Bien sûr! C’est en fait la question de l’islam politique tout entière qui est au cœur de la suspicion montante des Occidentaux à l’égard des printemps arabes. Sur le registre du «on vous l’avait bien dit», la très réelle et très inquiétante montée en puissance des djihadistes est seulement venue amplifier la réticence d’une écrasante majorité des opinions européennes à l’égard des élus des urnes des printemps arabes et partant, pour certains, à l’égard des printemps dans leur principe même.

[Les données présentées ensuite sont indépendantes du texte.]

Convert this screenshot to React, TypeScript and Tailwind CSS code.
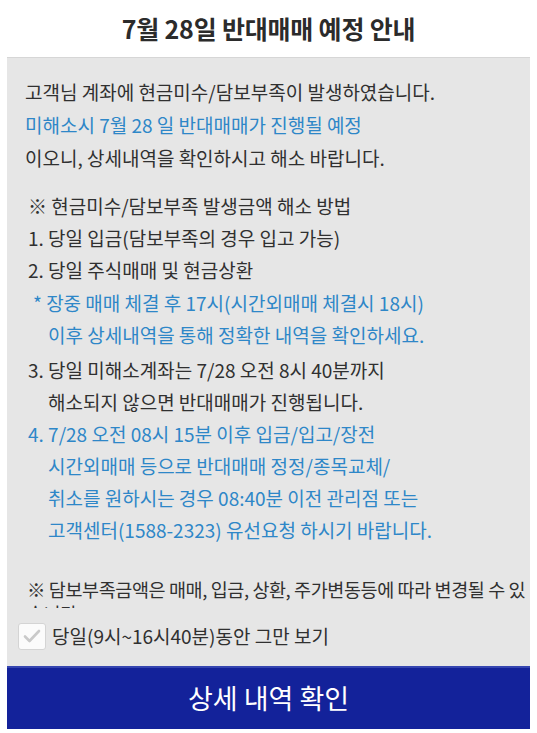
import React from 'react';

const font = { fontFamily: '"Noto Sans CJK KR", "Noto Sans", sans-serif' };

type Line = { text: string; blue?: boolean; indent: string; mt?: string };

const steps: Line[] = [
  { text: '※ 현금미수/담보부족 발생금액 해소 방법', indent: 'pl-[10px]' },
  { text: '1. 당일 입금(담보부족의 경우 입고 가능)', indent: 'pl-[10px]' },
  { text: '2. 당일 주식매매 및 현금상환', indent: 'pl-[10px]' },
  { text: '* 장중 매매 체결 후 17시(시간외매매 체결시 18시)', indent: 'pl-[15px]', blue: true, mt: 'mt-px' },
  { text: '이후 상세내역을 통해 정확한 내역을 확인하세요.', indent: 'pl-[30px]', blue: true },
  { text: '3. 당일 미해소계좌는 7/28 오전 8시 40분까지', indent: 'pl-[10px]', mt: 'mt-[3px]' },
  { text: '해소되지 않으면 반대매매가 진행됩니다.', indent: 'pl-[30px]' },
  { text: '4. 7/28 오전 08시 15분 이후 입금/입고/장전', indent: 'pl-[10px]', blue: true },
  { text: '시간외매매 등으로 반대매매 정정/종목교체/', indent: 'pl-[30px]', blue: true },
  { text: '취소를 원하시는 경우 08:40분 이전 관리점 또는', indent: 'pl-[30px]', blue: true },
  { text: '고객센터(1588-2323) 유선요청 하시기 바랍니다.', indent: 'pl-[30px]', blue: true },
];

function CheckBox() {
  return (
    <div className="w-[28px] h-[27px] bg-[#fbfbfb] border border-[#d4d4d4] rounded-[3px] flex items-center justify-center">
      <svg width="18" height="14" viewBox="0 0 18 14" fill="none">
        <path d="M2 7.5 L6.5 12 L16 2" stroke="#c9c9c9" strokeWidth="2.6" strokeLinecap="round" strokeLinejoin="round" />
      </svg>
    </div>
  );
}

export default function App() {
  return (
    <div className="w-[537px] h-[733px] bg-white flex flex-col overflow-hidden text-[#303030]" style={font}>
      <div className="h-[57px] flex items-center justify-center text-[25px] font-bold text-[#2b2b2b] tracking-[-0.2px]">
        7월 28일 반대매매 예정 안내
      </div>

      <div className="mx-[7px] bg-[#e6e6e6] border-t border-[#d6d6d6] flex flex-col">
        <div className="h-[550px] overflow-hidden pl-[18px] pr-[8px] pt-[17px] text-[19px] whitespace-nowrap">
          <div className="leading-[33px]">
            <div>고객님 계좌에 현금미수/담보부족이 발생하였습니다.</div>
            <div className="text-[#2e87c8]">미해소시 7월 28 일 반대매매가 진행될 예정</div>
            <div>이오니, 상세내역을 확인하시고 해소 바랍니다.</div>
          </div>

          <div className="mt-[16px] leading-[32px] ml-[-7px]">
            {steps.map((l, i) => (
              <div key={i} className={`${l.indent} ${l.mt ?? ''} ${l.blue ? 'text-[#2e87c8]' : ''}`}>
                {l.text}
              </div>
            ))}
          </div>

          <div className="mt-[31px] leading-[24px] pl-[2px] text-[18.5px] tracking-[-0.4px]">
            <div>※ 담보부족금액은 매매, 입금, 상환, 주가변동등에 따라 변경될 수 있</div>
            <div>습니다.</div>
          </div>
        </div>

        <div className="h-[58px] flex items-center gap-[6px] pl-[11px] pb-[2px]">
          <CheckBox />
          <span className="text-[19px]">당일(9시~16시40분)동안 그만 보기</span>
        </div>

        <div className="h-[63px] bg-[#13229a] border-t-2 border-[#3545b0] flex items-center justify-center text-white text-[27px]">
          상세 내역 확인
        </div>
      </div>
    </div>
  );
}
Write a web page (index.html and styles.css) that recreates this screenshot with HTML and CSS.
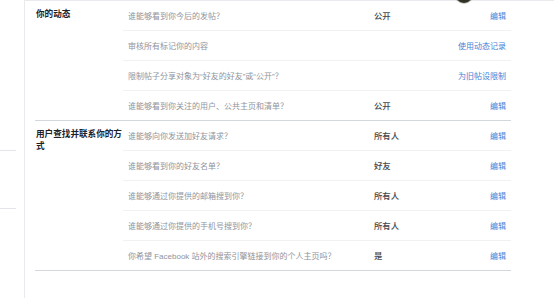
FILE: index.html
```html
<!DOCTYPE html>
<html lang="zh-CN">
<head>
<meta charset="utf-8">
<title>隐私设置</title>
<link rel="stylesheet" href="styles.css">
</head>
<body>
<div class="page">
  <aside class="side">
    <div class="side-sep"></div>
    <div class="side-sep"></div>
  </aside>
  <main class="content">
    <section class="group">
      <h3 class="g-title">你的动态</h3>
      <div class="rows">
        <div class="row"><span class="q">谁能够看到你今后的发帖？</span><span class="v">公开</span><a class="edit">编辑</a></div>
        <div class="row"><span class="q">审核所有标记你的内容</span><span class="v"></span><a class="edit">使用动态记录</a></div>
        <div class="row"><span class="q">限制帖子分享对象为“好友的好友”或“公开”？</span><span class="v"></span><a class="edit">为旧帖设限制</a></div>
        <div class="row"><span class="q">谁能够看到你关注的用户、公共主页和清单？</span><span class="v">公开</span><a class="edit">编辑</a></div>
      </div>
    </section>
    <section class="group">
      <h3 class="g-title">用户查找并联系你的方式</h3>
      <div class="rows">
        <div class="row"><span class="q">谁能够向你发送加好友请求？</span><span class="v">所有人</span><a class="edit">编辑</a></div>
        <div class="row"><span class="q">谁能够看到你的好友名单？</span><span class="v">好友</span><a class="edit">编辑</a></div>
        <div class="row"><span class="q">谁能够通过你提供的邮箱搜到你？</span><span class="v">所有人</span><a class="edit">编辑</a></div>
        <div class="row"><span class="q">谁能够通过你提供的手机号搜到你？</span><span class="v">所有人</span><a class="edit">编辑</a></div>
        <div class="row"><span class="q">你希望 Facebook 站外的搜索引擎链接到你的个人主页吗？</span><span class="v">是</span><a class="edit">编辑</a></div>
      </div>
    </section>
  </main>
  <span class="avatar"></span>
</div>
</body>
</html>
```

FILE: styles.css
```css
* { box-sizing: border-box; }
html, body { margin: 0; padding: 0; background: #ffffff; }
body {
  font-family: "Liberation Sans", "Noto Sans CJK SC", sans-serif;
  font-size: 8px;
  color: #90949c;
  width: 554px;
  height: 298px;
  overflow: hidden;
}
.page {
  position: relative;
  display: flex;
  height: 298px;
}
.side {
  width: 25px;
  flex: 0 0 25px;
  border-right: 1px solid #e9eaed;
  display: flex;
  flex-direction: column;
  padding-top: 150px;
  gap: 57px;
}
.side-sep {
  width: 16px;
  height: 1px;
  background: #e3e5e8;
}
.content {
  flex: 1;
  border-top: 1px solid #e9eaed;
  padding-left: 10px;
}
.group {
  width: 476px;
  display: grid;
  grid-template-columns: 88px 1fr;
  border-bottom: 1px solid #d3d6da;
}
.g-title {
  margin: 0;
  padding: 7px 0 0 1px;
  font-size: 8.6px;
  line-height: 12px;
  font-weight: bold;
  color: #1d2129;
}
.rows { display: flex; flex-direction: column; }
.row {
  display: flex;
  align-items: center;
  height: 30px;
  padding: 0 5px 1px;
  border-bottom: 1px solid #f0f1f3;
}
.row:last-child { border-bottom: none; height: 29px; }
.q { width: 246px; color: #90949c; white-space: nowrap; }
.v { flex: 1; color: #43474e; font-weight: 500; font-size: 8.4px; }
.edit { color: #4a7fd6; text-align: right; cursor: pointer; }
.avatar {
  position: absolute;
  left: 455px;
  top: -15px;
  width: 18px;
  height: 18px;
  border-radius: 50%;
  background: #2f3125;
  box-shadow: 0 0 0 1px #c9cbc4;
}
```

Nous n’avons sans doute pas assez pris conscience que le quasi-unanimisme européen (si tardif qu’il fût) devant le printemps tunisien était moins fondé sur la chute de Ben Ali que – supposément bien sûr, car l’erreur était de taille – sur la croyance que les islamistes, réputés absents des rangs des révolutionnaires, venaient de sortir de l’histoire.

Le paradoxe de la radicalisation djihadiste est qu’elle est en grande partie le résultat de nos atermoiements devant l’opposition modérée (et néanmoins islamiste car ces deux mots peuvent réellement aller de pair, il faut le redire sans se lasser) que nous avons refusé de soutenir efficacement. Notre réticence spontanée et viscérale vis-à-vis du Hamas ou la facilité avec laquelle nous avons accepté la déposition du président égyptien Mohammed Morsi en 2013 vont de pair avec notre suspicion précoce à l’égard du Conseil national syrien (opposition en exil), immédiatement jugé «trop proche des Frères musulmans». Les djihadistes, cela se fabrique. Le paradoxe de notre attitude vis-à-vis des islamistes est que notre rejet des plus modérés participe activement à la fabrication de leurs successeurs beaucoup plus radicaux.

Une partie des partisans de la cause palestinienne refuse de critiquer le régime syrien, qui prétend depuis toujours la défendre, que leur répondez-vous?

Je leur souhaite seulement d’aller exprimer leur point de vue dans les rues du camp palestinien de Yarmouk, à Damas, ou dans n’importe laquelle des villes que le régime syrien martyrise depuis trois ans sous les bombes et les obus. Ils prendraient alors la mesure de leur terrifiante erreur.